◆ **DATA EXTRACT**
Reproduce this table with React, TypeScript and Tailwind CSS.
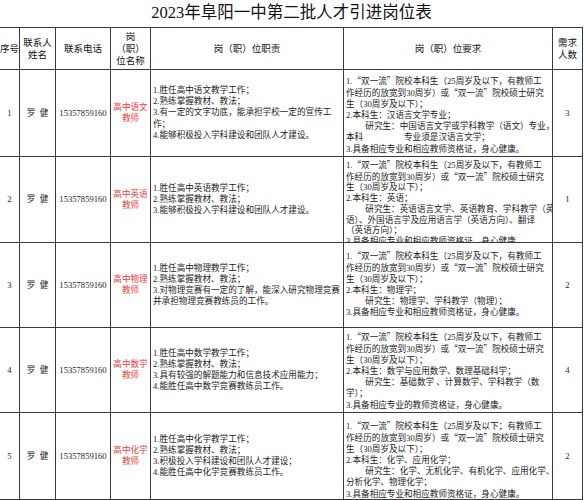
const cell = 'border-r border-b border-[#3a3a3a] flex items-center justify-center text-center overflow-hidden';

type Row = {
  n: string;
  job: string;
  duties: string[];
  req: string[];
  count: string;
  reqCls: string;
};

const REQ1 = [
  '1.“双一流”院校本科生（25周岁及以下，有教师工',
  '作经历的放宽到30周岁）或“双一流”院校硕士研究',
  '生（30周岁及以下）；',
];

const rows: Row[] = [
  {
    n: '1',
    job: '高中语文',
    duties: [
      '1.胜任高中语文教学工作；',
      '2.熟练掌握教材、教法；',
      '3.有一定的文字功底，能承担学校一定的宣传工',
      '作；',
      '4.能够积极投入学科建设和团队人才建设。',
    ],
    req: [
      ...REQ1,
      '2.本科生：汉语言文学专业；',
      '\u3000\u3000 研究生：中国语言文学或学科教学（语文）专业，',
      '本科\u3000\u3000\u3000\u3000   专业须是汉语言文学；',
      '3.具备相应专业和相应教师资格证，身心健康。',
    ],
    count: '3',
    reqCls: 'pt-[5px] leading-[11.1px]',
  },
  {
    n: '2',
    job: '高中英语',
    duties: ['1.胜任高中英语教学工作；', '2.熟练掌握教材、教法；', '3.能够积极投入学科建设和团队人才建设。'],
    req: [
      ...REQ1,
      '2.本科生：英语；',
      '\u3000\u3000 研究生：英语语言文学、英语教育、学科教学（英',
      '语）、外国语言学及应用语言学（英语方向）、翻译',
      '（英语方向）；',
      '3.具备相应专业和相应教师资格证，身心健康。',
    ],
    count: '1',
    // eight lines in a row made for seven: the last one runs into the border
    reqCls: 'pt-[2px] leading-[10.7px]',
  },
  {
    n: '3',
    job: '高中物理',
    duties: [
      '1.胜任高中物理教学工作；',
      '2.熟练掌握教材、教法；',
      '3.对物理竞赛有一定的了解，能深入研究物理竞赛',
      '并承担物理竞赛教练员的工作。',
    ],
    req: [
      ...REQ1,
      '2.本科生：物理学；',
      '\u3000\u3000 研究生：物理学、学科教学（物理）；',
      '3.具备相应专业和相应教师资格证，身心健康。',
    ],
    count: '2',
    reqCls: 'pt-[7px] leading-[11.1px]',
  },
  {
    n: '4',
    job: '高中数学',
    duties: [
      '1.胜任高中数学教学工作；',
      '2.熟练掌握教材、教法；',
      '3.具有较强的解题能力和信息技术应用能力；',
      '4.能胜任高中数学竞赛教练员工作。',
    ],
    req: [
      ...REQ1,
      '2.本科生：数学与应用数学、数理基础科学；',
      '\u3000\u3000 研究生：基础数学 、计算数学、学科教学（数',
      '学）；',
      '3.具备相应专业的教师资格证，身心健康。',
    ],
    count: '4',
    reqCls: 'pt-[3px] leading-[11.1px]',
  },
  {
    n: '5',
    job: '高中化学',
    duties: [
      '1.胜任高中化学教学工作；',
      '2.熟练掌握教材、教法；',
      '3.积极投入学科建设和团队人才建设；',
      '4.能胜任高中化学竞赛教练员工作。',
    ],
    req: [
      '1.“双一流”院校本科生（25周岁及以下；有教师工',
      '作经历的放宽到30周岁）或“双一流”院校硕士研究',
      '生（30周岁及以下）；',
      '2.本科生：化学、应用化学；',
      '\u3000\u3000 研究生：化学、无机化学、有机化学、应用化学、',
      '分析化学、物理化学；',
      '3.具备相应专业和相应教师资格证，身心健康。',
    ],
    count: '2',
    reqCls: 'pt-[7px] leading-[11.1px]',
  },
];

// curly quotes come out narrow in Liberation Serif, the sheet has them full width
function Line({ s }: { s: string }) {
  const parts = s.split(/([“”])/);
  return (
    <div className="whitespace-pre shrink-0">
      {parts.map((p, i) =>
        p === '“' || p === '”' ? (
          <span key={i} className="font-['Noto_Sans_CJK_SC',sans-serif]">
            {p}
          </span>
        ) : (
          <span key={i}>{p}</span>
        ),
      )}
    </div>
  );
}

export default function App() {
  return (
    <div className="w-[584px] h-[500px] bg-white overflow-hidden text-[#1c1c1c] font-['Liberation_Serif','Noto_Sans_CJK_SC',serif]">
      <div className="grid grid-cols-[20px_36px_55px_40px_193px_209px_30px] grid-rows-[28px_42px_87px_86px_85px_85px_87px]">
        <div className="col-span-7 border-b border-[#3a3a3a] flex items-center justify-center text-[16.5px] leading-none text-[#111]">
          2023年阜阳一中第二批人才引进岗位表
        </div>

        <div className={`${cell} text-[9.5px] leading-[12px] text-[#111]`}>序号</div>
        <div className={`${cell} text-[9.5px] leading-[12px] text-[#111]`}>
          联系人
          <br />
          姓名
        </div>
        <div className={`${cell} text-[9.5px] leading-[12px] text-[#111]`}>联系电话</div>
        <div className={`${cell} text-[9.5px] leading-[12px] text-[#111]`}>
          岗
          <br />
          （职）
          <br />
          位名称
        </div>
        <div className={`${cell} text-[9.5px] leading-[12px] text-[#111]`}>岗（职）位职责</div>
        <div className={`${cell} text-[9.5px] leading-[12px] text-[#111]`}>岗（职）位要求</div>
        <div className={`${cell} text-[9.5px] leading-[12px] text-[#111]`}>
          需求
          <br />
          人数
        </div>

        {rows.map((r) => (
          <div key={r.n} className="contents">
            <div className={`${cell} text-[8.6px]`}>{r.n}</div>
            <div className={`${cell} text-[8.6px] whitespace-pre`}>罗  健</div>
            <div className={`${cell} text-[8.6px]`}>15357859160</div>
            <div className={`${cell} text-[8.6px] leading-[11px] text-[#f03a3a]`}>
              {r.job}
              <br />
              教师
            </div>
            <div className="border-r border-b border-[#3a3a3a] flex flex-col justify-center pl-[2px] overflow-hidden text-[8.6px] leading-[11.1px]">
              {r.duties.map((d, i) => (
                <Line key={i} s={d} />
              ))}
            </div>
            <div
              className={`border-r border-b border-[#3a3a3a] flex flex-col justify-start pl-[2px] overflow-hidden text-[8.6px] ${r.reqCls}`}
            >
              {r.req.map((d, i) => (
                <Line key={i} s={d} />
              ))}
            </div>
            <div className={`${cell} text-[8.6px]`}>{r.count}</div>
          </div>
        ))}
      </div>
    </div>
  );
}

◆ **TASK TO COMPLETE**
Quote the material in full and exactly; do not carry over its pictures.

◆ **WORKED ANSWER**
Reproduce this table with React, TypeScript and Tailwind CSS.
const cell = 'border-r border-b border-[#3a3a3a] flex items-center justify-center text-center overflow-hidden';

type Row = {
  n: string;
  job: string;
  duties: string[];
  req: string[];
  count: string;
  reqCls: string;
};

const REQ1 = [
  '1.“双一流”院校本科生（25周岁及以下，有教师工',
  '作经历的放宽到30周岁）或“双一流”院校硕士研究',
  '生（30周岁及以下）；',
];

const rows: Row[] = [
  {
    n: '1',
    job: '高中语文',
    duties: [
      '1.胜任高中语文教学工作；',
      '2.熟练掌握教材、教法；',
      '3.有一定的文字功底，能承担学校一定的宣传工',
      '作；',
      '4.能够积极投入学科建设和团队人才建设。',
    ],
    req: [
      ...REQ1,
      '2.本科生：汉语言文学专业；',
      '\u3000\u3000 研究生：中国语言文学或学科教学（语文）专业，',
      '本科\u3000\u3000\u3000\u3000   专业须是汉语言文学；',
      '3.具备相应专业和相应教师资格证，身心健康。',
    ],
    count: '3',
    reqCls: 'pt-[5px] leading-[11.1px]',
  },
  {
    n: '2',
    job: '高中英语',
    duties: ['1.胜任高中英语教学工作；', '2.熟练掌握教材、教法；', '3.能够积极投入学科建设和团队人才建设。'],
    req: [
      ...REQ1,
      '2.本科生：英语；',
      '\u3000\u3000 研究生：英语语言文学、英语教育、学科教学（英',
      '语）、外国语言学及应用语言学（英语方向）、翻译',
      '（英语方向）；',
      '3.具备相应专业和相应教师资格证，身心健康。',
    ],
    count: '1',
    // eight lines in a row made for seven: the last one runs into the border
    reqCls: 'pt-[2px] leading-[10.7px]',
  },
  {
    n: '3',
    job: '高中物理',
    duties: [
      '1.胜任高中物理教学工作；',
      '2.熟练掌握教材、教法；',
      '3.对物理竞赛有一定的了解，能深入研究物理竞赛',
      '并承担物理竞赛教练员的工作。',
    ],
    req: [
      ...REQ1,
      '2.本科生：物理学；',
      '\u3000\u3000 研究生：物理学、学科教学（物理）；',
      '3.具备相应专业和相应教师资格证，身心健康。',
    ],
    count: '2',
    reqCls: 'pt-[7px] leading-[11.1px]',
  },
  {
    n: '4',
    job: '高中数学',
    duties: [
      '1.胜任高中数学教学工作；',
      '2.熟练掌握教材、教法；',
      '3.具有较强的解题能力和信息技术应用能力；',
      '4.能胜任高中数学竞赛教练员工作。',
    ],
    req: [
      ...REQ1,
      '2.本科生：数学与应用数学、数理基础科学；',
      '\u3000\u3000 研究生：基础数学 、计算数学、学科教学（数',
      '学）；',
      '3.具备相应专业的教师资格证，身心健康。',
    ],
    count: '4',
    reqCls: 'pt-[3px] leading-[11.1px]',
  },
  {
    n: '5',
    job: '高中化学',
    duties: [
      '1.胜任高中化学教学工作；',
      '2.熟练掌握教材、教法；',
      '3.积极投入学科建设和团队人才建设；',
      '4.能胜任高中化学竞赛教练员工作。',
    ],
    req: [
      '1.“双一流”院校本科生（25周岁及以下；有教师工',
      '作经历的放宽到30周岁）或“双一流”院校硕士研究',
      '生（30周岁及以下）；',
      '2.本科生：化学、应用化学；',
      '\u3000\u3000 研究生：化学、无机化学、有机化学、应用化学、',
      '分析化学、物理化学；',
      '3.具备相应专业和相应教师资格证，身心健康。',
    ],
    count: '2',
    reqCls: 'pt-[7px] leading-[11.1px]',
  },
];

// curly quotes come out narrow in Liberation Serif, the sheet has them full width
function Line({ s }: { s: string }) {
  const parts = s.split(/([“”])/);
  return (
    <div className="whitespace-pre shrink-0">
      {parts.map((p, i) =>
        p === '“' || p === '”' ? (
          <span key={i} className="font-['Noto_Sans_CJK_SC',sans-serif]">
            {p}
          </span>
        ) : (
          <span key={i}>{p}</span>
        ),
      )}
    </div>
  );
}

export default function App() {
  return (
    <div className="w-[584px] h-[500px] bg-white overflow-hidden text-[#1c1c1c] font-['Liberation_Serif','Noto_Sans_CJK_SC',serif]">
      <div className="grid grid-cols-[20px_36px_55px_40px_193px_209px_30px] grid-rows-[28px_42px_87px_86px_85px_85px_87px]">
        <div className="col-span-7 border-b border-[#3a3a3a] flex items-center justify-center text-[16.5px] leading-none text-[#111]">
          2023年阜阳一中第二批人才引进岗位表
        </div>

        <div className={`${cell} text-[9.5px] leading-[12px] text-[#111]`}>序号</div>
        <div className={`${cell} text-[9.5px] leading-[12px] text-[#111]`}>
          联系人
          <br />
          姓名
        </div>
        <div className={`${cell} text-[9.5px] leading-[12px] text-[#111]`}>联系电话</div>
        <div className={`${cell} text-[9.5px] leading-[12px] text-[#111]`}>
          岗
          <br />
          （职）
          <br />
          位名称
        </div>
        <div className={`${cell} text-[9.5px] leading-[12px] text-[#111]`}>岗（职）位职责</div>
        <div className={`${cell} text-[9.5px] leading-[12px] text-[#111]`}>岗（职）位要求</div>
        <div className={`${cell} text-[9.5px] leading-[12px] text-[#111]`}>
          需求
          <br />
          人数
        </div>

        {rows.map((r) => (
          <div key={r.n} className="contents">
            <div className={`${cell} text-[8.6px]`}>{r.n}</div>
            <div className={`${cell} text-[8.6px] whitespace-pre`}>罗  健</div>
            <div className={`${cell} text-[8.6px]`}>15357859160</div>
            <div className={`${cell} text-[8.6px] leading-[11px] text-[#f03a3a]`}>
              {r.job}
              <br />
              教师
            </div>
            <div className="border-r border-b border-[#3a3a3a] flex flex-col justify-center pl-[2px] overflow-hidden text-[8.6px] leading-[11.1px]">
              {r.duties.map((d, i) => (
                <Line key={i} s={d} />
              ))}
            </div>
            <div
              className={`border-r border-b border-[#3a3a3a] flex flex-col justify-start pl-[2px] overflow-hidden text-[8.6px] ${r.reqCls}`}
            >
              {r.req.map((d, i) => (
                <Line key={i} s={d} />
              ))}
            </div>
            <div className={`${cell} text-[8.6px]`}>{r.count}</div>
          </div>
        ))}
      </div>
    </div>
  );
}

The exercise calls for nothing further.